Here was the arch-criminal who boasted that the police would never take him alive or gather the evidence to convict him - only to be arrested with hardly a murmur and the case against him as watertight as it could possibly be, short of a grovelling confession.
The terrible fact is that, for a while after the murder of Lesley Ann Downey, their fourth victim, Brady and Hindley became bored with their crimes.
"Power, once attained, becomes a curiously empty experience," Brady told me.
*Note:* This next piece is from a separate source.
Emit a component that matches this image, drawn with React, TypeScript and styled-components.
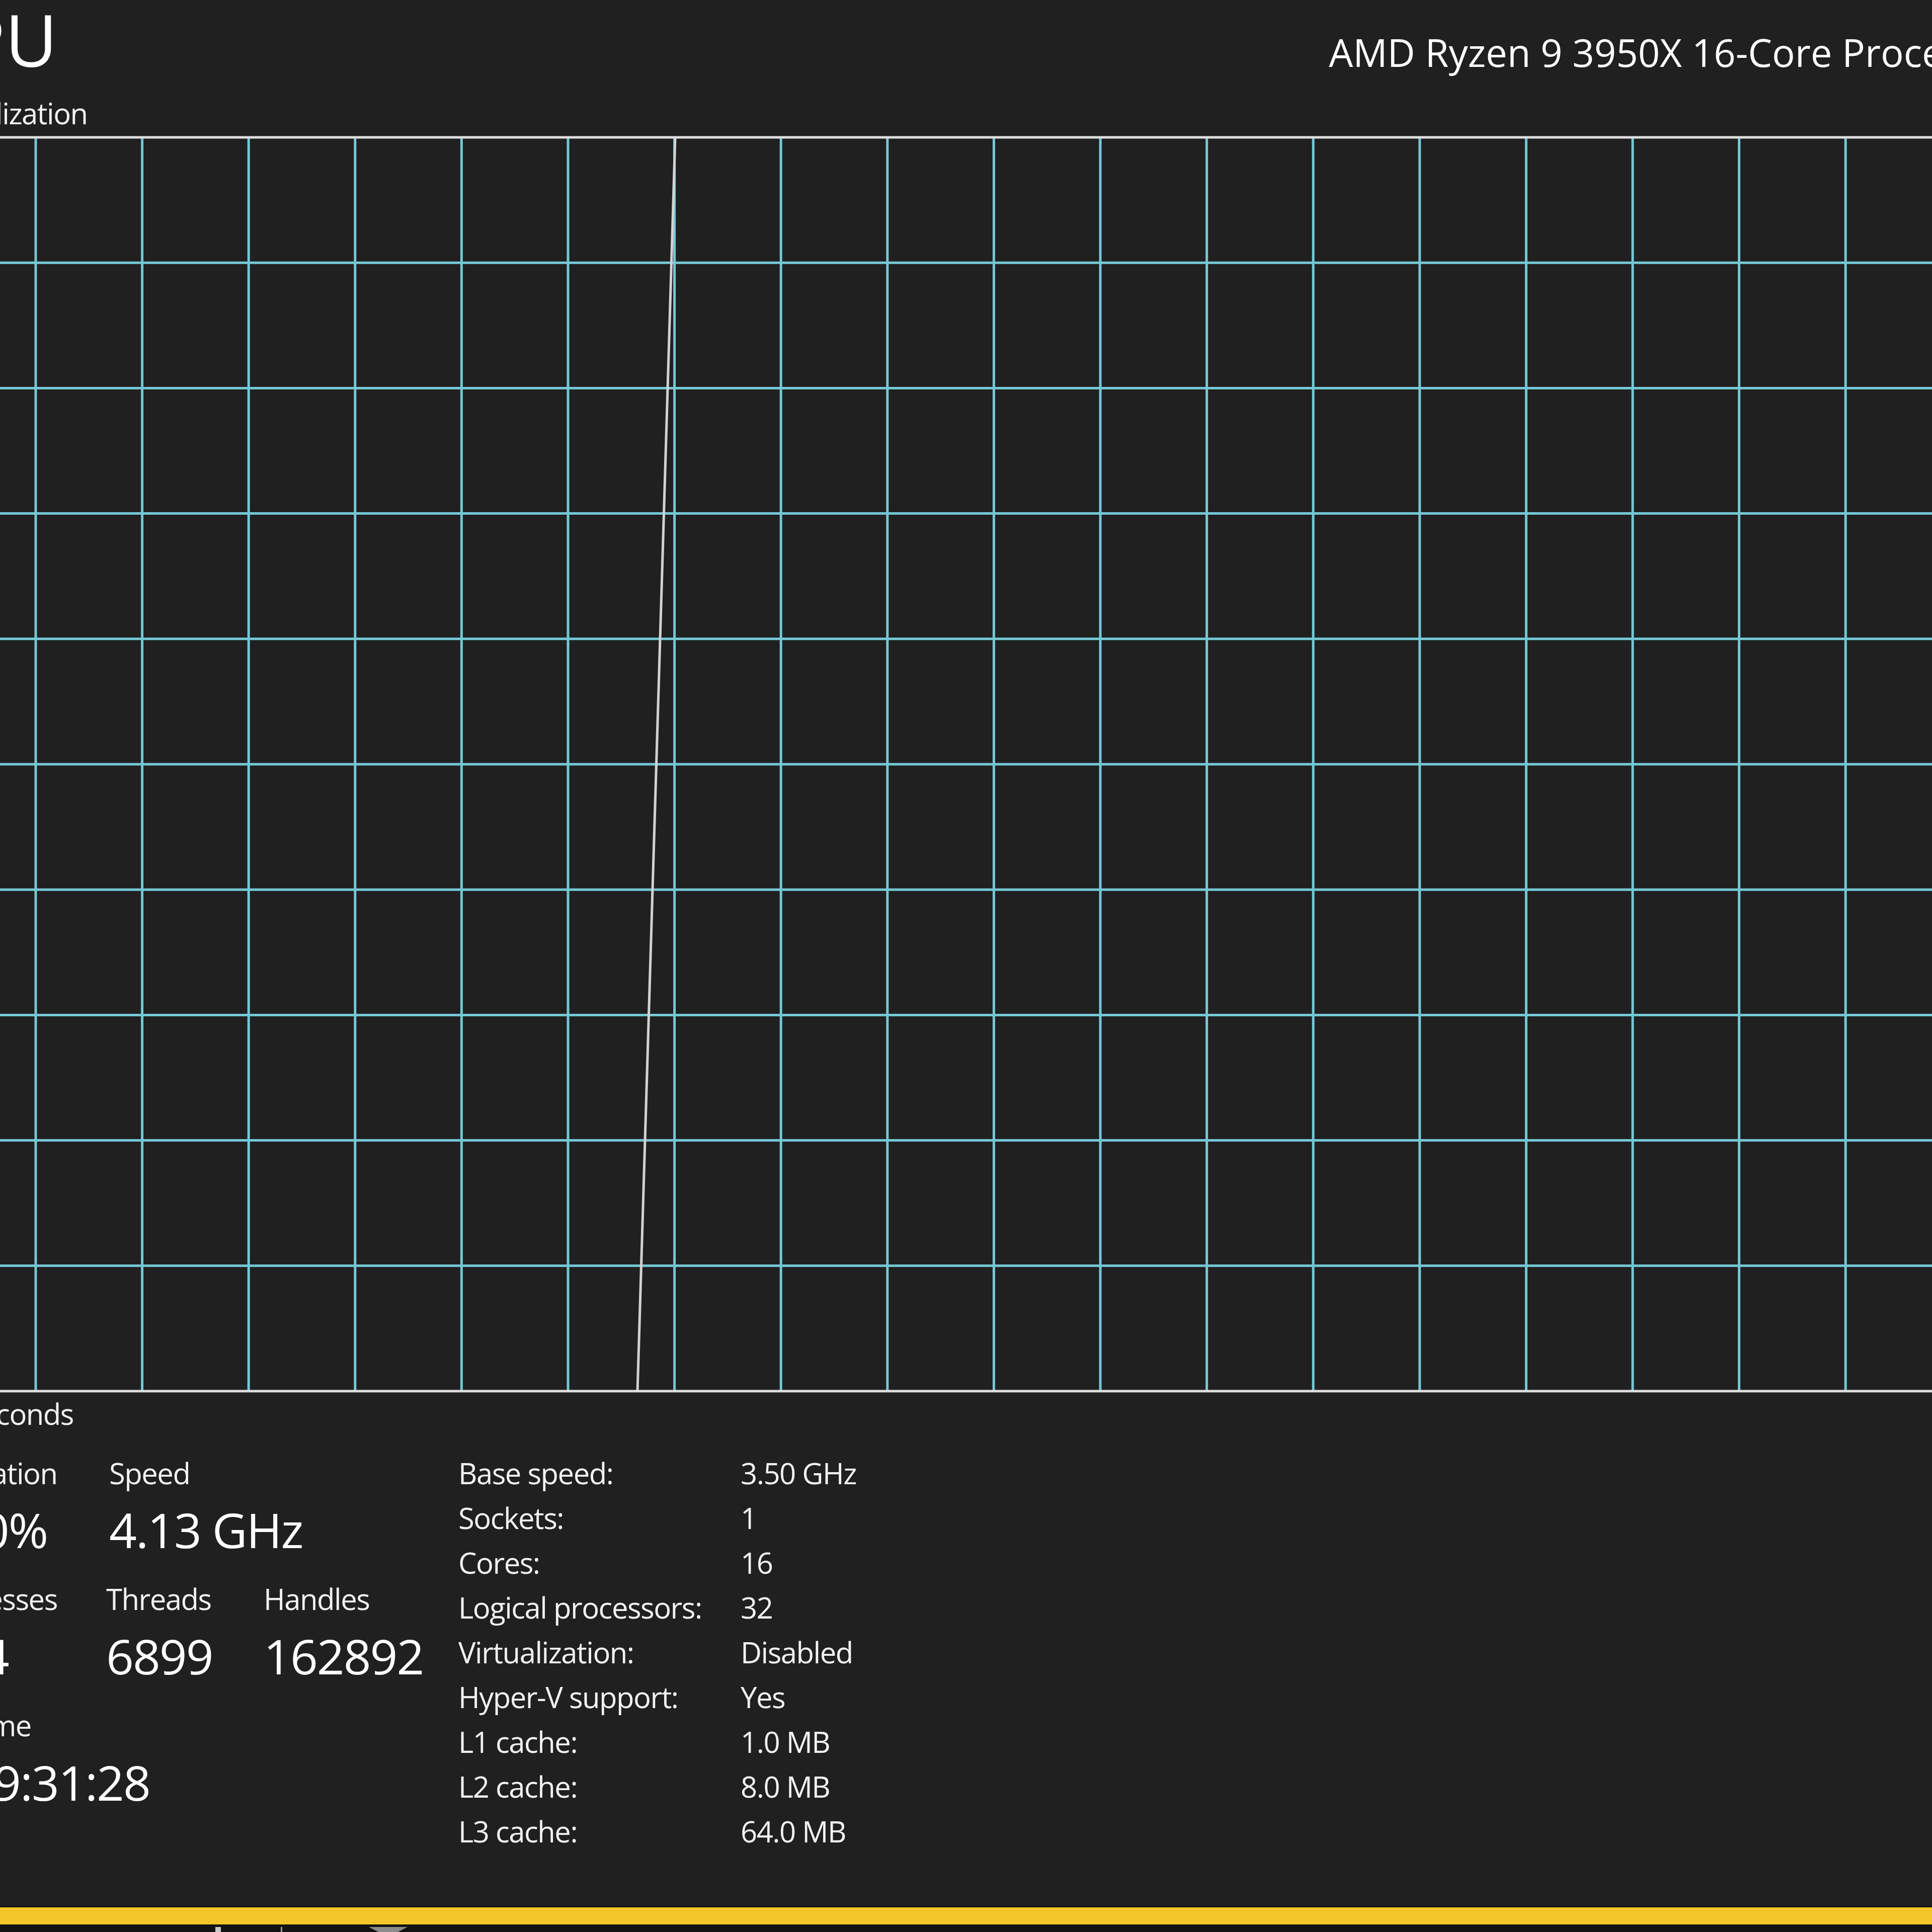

He was so restless he thought of leaving Hindley and twice packed a bag to do so, but she begged him to stay.
They looked for a diversion and considered how they could start "a small race war" in Moss Side, the area where Manchester's immigrant community was concentrated.
"We had no political or racial motive," Brady told me. "It was simply an existential challenge." They did extensive research on this and on another possible project - derailing an express train.
Their relationship continued to have an undercurrent of violence. He hit her hard once when, while they were having a row in the car, she vented her fury by driving fast and exceeding the speed limit. He was furious with her for taking the needless risk of being stopped by the police.
But then he rarely managed to live up to his own self-image as the cool, dispassionate killer, a face that would melt into the crowd. His rage was in danger of drawing attention to him.
Brady was always spoiling for a fight and carried a knife with him at all times. He loved to walk around with a revolver under his waistcoat and became obsessed with firearms.
He liked to wake up in the mornings and see his Smith & Wesson .38 lying on the table beside him, "glinting in the sunshine", as he recalled.
He carried it with him, "ready for the police if they tried to catch us off guard to make a surprise arrest". The couple began seeing more of Hindley's sister, Maureen, and her husband, a layabout with a police record named David Smith. Brady had long had a hankering to bring them into their activities, not least because he fancied Maureen.
Now the four of them began taking trips out to Saddleworth Moor, where Brady and Smith would practise shooting at an old oil drum. Without knowing it, Smith once stood on the grave of 12-year-old John Kilbride, Brady and Hindley's second victim.
At night they drank heavily and Brady talked to Smith about carrying out armed robberies. But Smith got very nervous when Brady produced his guns. Brady took against Smith. He found him irritating and intellectually inferior. Now he was also proving undependable, as Brady always suspected he might.
Brady was worried that, if they went on a robbery, Smith's nerve would crack and he would have to shoot him - which would lead the police to Myra and himself.
He decided instead that he would get rid of Smith and once got close to luring him up to the moor to kill him. But Hindley argued him out of it.
For the rest of his life, Brady would regret listening to her and missing the opportunity of eliminating the man who would eventually cause their ruin.
'Are you capable of murder?'
One night Brady and Smith were discussing plans to rob a gas and electricity showroom when a drunken Brady asked Smith: "Are you capable of murder?"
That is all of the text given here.